Suggestion: Save the seeds and cook them at about 275°F or 300°F until dry. Eat as nutritious snack.
Apple Cranberry Sage Dressing
From Chef David Zukerman
1 loaf French Bread, day-old, cubed
9 oz. Chicken stock
6 eggs, beaten
½ cup whole milk
2 medium Spanish onions, peeled and diced
2 stalks celery, diced
4 oz. unsalted butter, cubed
4 Granny Smith apples, peeled, cored and medium diced
9 oz. dried cranberries, chopped
2 oz. fresh sage
Freshly ground salt
Freshly ground black pepper
- Soak bread in the chicken stock, egg and milk until absorbed.
- Sauté onions in the butter until translucent. Add the apples and celery and continue cooking until the apples begin to soften (7 to 8 minutes). Remove from the heat and cool.
- Combine the onion, celery and apple mixture with the soaked bread. Fold in the herbs, dried cranberries and seasoning.

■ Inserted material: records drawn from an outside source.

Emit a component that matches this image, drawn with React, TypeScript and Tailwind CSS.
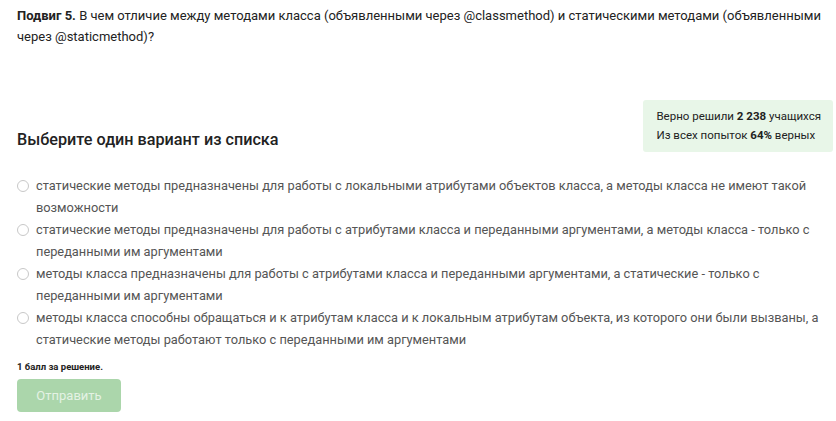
import React from 'react';

const options: string[] = [
  'статические методы предназначены для работы с локальными атрибутами объектов класса, а методы класса не имеют такой возможности',
  'статические методы предназначены для работы с атрибутами класса и переданными аргументами, а методы класса - только с переданными им аргументами',
  'методы класса предназначены для работы с атрибутами класса и переданными аргументами, а статические - только с переданными им аргументами',
  'методы класса способны обращаться и к атрибутам класса и к локальным атрибутам объекта, из которого они были вызваны, а статические методы работают только с переданными им аргументами',
];

export default function App() {
  return (
    <div className="min-h-screen bg-white pl-[17px] pr-[3px] pt-[5px] font-['Roboto',sans-serif] text-[#222]">
      {/* question */}
      <p className="text-[13px] leading-[21px] pr-[10px]">
        <strong className="font-bold">Подвиг 5.</strong> В чем отличие между методами класса (объявленными через @classmethod) и статическими методами (объявленными через @staticmethod)?
      </p>

      <div className="mt-[53px] flex items-end justify-between">
        <h2 className="text-[16.2px] font-medium leading-[24px] text-[#222]">Выберите один вариант из списка</h2>
        <div className="whitespace-nowrap rounded-[3px] bg-[#e8f6e8] pl-[13px] pr-[12px] py-[7px] text-[11.5px] leading-[19px] text-[#222]">
          <div>
            Верно решили <b>2 238</b> учащихся
          </div>
          <div>
            Из всех попыток <b>64%</b> верных
          </div>
        </div>
      </div>

      <div className="mt-[23px] flex flex-col">
        {options.map((text) => (
          <label key={text} className="flex items-start gap-[7px] text-[12.8px] leading-[22px] text-[#555]">
            <span className="mt-[5px] h-[12px] w-[12px] shrink-0 rounded-full border border-[#c8c8c8] bg-white" />
            <span>{text}</span>
          </label>
        ))}
      </div>

      <div className="mt-[9px] text-[9.5px] font-bold leading-[14px] text-[#222]">1 балл за решение.</div>
      <button
        disabled
        className="mt-[5px] h-[33px] w-[104px] rounded-[4px] bg-[#abd6ab] text-[13px] text-[#e4f2e4]"
      >
        Отправить
      </button>
    </div>
  );
}
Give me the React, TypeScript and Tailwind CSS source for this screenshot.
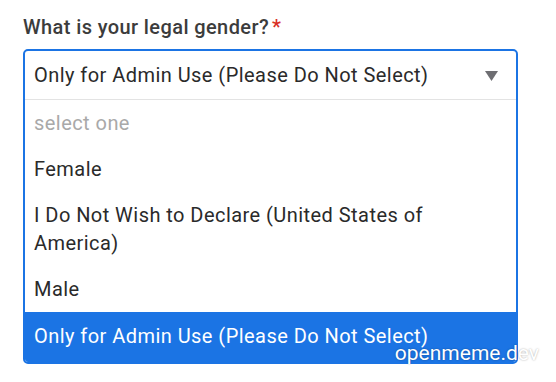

- Place dressing in baking pan and bake for 40 minutes at 375°F. Check for doneness.
Cranberry Port Gelée
From Canal House Cooking: Volume 2 by Melissa Hamilton and Christopher Hirsheimer
Makes about 2 cups
Use a good port or red wine or even a Madeira if that’s what you have on hand. Cranberries have so much natural pectin that this sauce will set up even if you don’t refrigerate it.
1 cup port
1 cup sugar
1 Tbsp juniper berries
10 black peppercorns
4 cups or 1 bag fresh cranberries
- Put the port, sugar, juniper berries and peppercorns into a heavy saucepan and bring to a boil over medium-high heat. Add the cranberries and return to a boil. Reduce the heat to low and simmer until the cranberries burst and are very soft, about 10 minutes more.
- Strain the sauce into a bowl through a fine-mesh sieve, pushing the solids through the screen with a rubber spatula. Transfer to a pretty serving bowl. Cover and refrigerate.